WASHINGTON - The weak March jobs report has muddled the picture of when the Fed might pull back and eventually halt its program.
Minutes of the policy meeting three weeks ago, released Wednesday, show that the 19 participants were not on the same page when it came to backing off the central bank's purchase of $85 billion of Treasury and mortgage-backed securities monthly.
Some officials see the Fed tapering off the program in the next few months. Others at the meeting advocated keeping the current level of stimulus in place through the third quarter, while still others thought it would continue until at least the end of this year.
The Fed's debate over the size and duration of the bond-buying, known as quantitative easing, has heated up in recent months as the economy showed signs of perking up and experts expressed worries about the potential harm of keeping the easy-money spigot open for a long time.
Besides the risk of igniting inflation, economists and some Fed officials are concerned that the current policies are encouraging excessive risk-taking and could destabilize financial markets.
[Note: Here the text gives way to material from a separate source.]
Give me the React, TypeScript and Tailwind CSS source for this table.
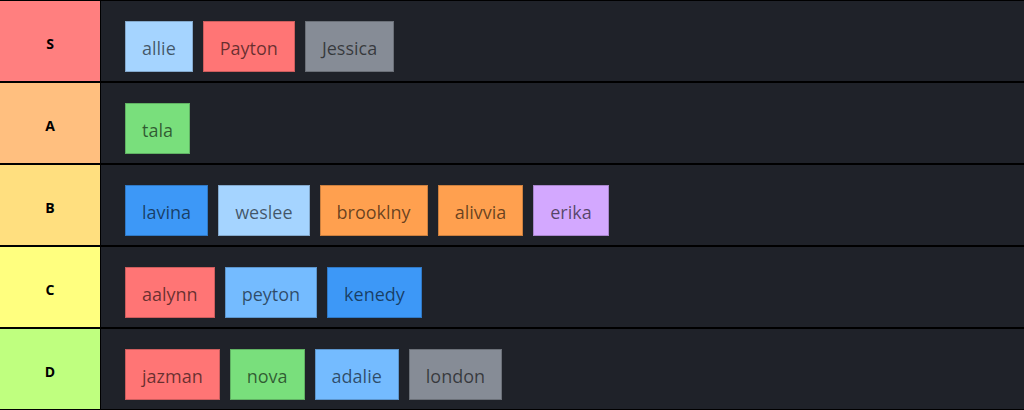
const tiers = [
  {
    label: 'S',
    color: 'bg-[#ff7f7f]',
    items: [
      { name: 'allie', color: 'bg-[#a5d4ff]' },
      { name: 'Payton', color: 'bg-[#ff7575]' },
      { name: 'Jessica', color: 'bg-[#868c96]' },
    ],
  },
  {
    label: 'A',
    color: 'bg-[#ffbf7f]',
    items: [{ name: 'tala', color: 'bg-[#79df7c]' }],
  },
  {
    label: 'B',
    color: 'bg-[#ffdf7f]',
    items: [
      { name: 'lavina', color: 'bg-[#3d98f7]' },
      { name: 'weslee', color: 'bg-[#a5d4ff]' },
      { name: 'brooklny', color: 'bg-[#ffa04f]' },
      { name: 'alivvia', color: 'bg-[#ffa04f]' },
      { name: 'erika', color: 'bg-[#d3a8ff]' },
    ],
  },
  {
    label: 'C',
    color: 'bg-[#ffff7f]',
    items: [
      { name: 'aalynn', color: 'bg-[#ff7575]' },
      { name: 'peyton', color: 'bg-[#74bbff]' },
      { name: 'kenedy', color: 'bg-[#3d98f7]' },
    ],
  },
  {
    label: 'D',
    color: 'bg-[#bfff7f]',
    items: [
      { name: 'jazman', color: 'bg-[#ff7575]' },
      { name: 'nova', color: 'bg-[#79df7c]' },
      { name: 'adalie', color: 'bg-[#74bbff]' },
      { name: 'london', color: 'bg-[#868c96]' },
    ],
  },
];

const App = () => {
  return (
    <div className="w-[1024px] h-[410px] bg-black border-y border-black flex flex-col gap-[2px] font-['Open_Sans',sans-serif] overflow-hidden">
      {tiers.map(tier => (
        <div key={tier.label} className="flex h-[80px]">
          {/* Label */}
          <div className={`${tier.color} w-[101px] shrink-0 flex items-center justify-center pt-[4px] border-r border-black`}>
            <span className="text-[14px] font-bold text-black">{tier.label}</span>
          </div>

          {/* Items */}
          <div className="flex-1 bg-[#1f2229] flex items-start gap-[10px] pl-6 pt-[20px]">
            {tier.items.map(item => (
              <div
                key={item.name}
                className={`${item.color} h-[51px] px-4 flex items-center pt-[4px] text-[18px] text-black/60 border border-black/20`}
              >
                {item.name}
              </div>
            ))}
          </div>
        </div>
      ))}
    </div>
  );
};

export default App;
Fed staff members, who were directed to study the costs and benefits of the latest round of quantitative easing, indicated at the March 19-20 meeting that low interest rates likely have helped boost asset prices and increased the flow of credit to consumers and businesses - for example, spurring auto and home sales. "But these changes to date do not appear to have been accompanied by significant financial imbalances," the minutes said of the staff review.
Most Fed policymakers agreed with that general assessment. Still, a few participants see things differently, saying the costs of the bond-buying likely outweigh the benefits, according to the minutes. "A few others saw the risks as increasing fairly quickly with the size of the Federal Reserve's balance sheet," the account said, noting that these officials wanted the pace of purchases to be reduced before long.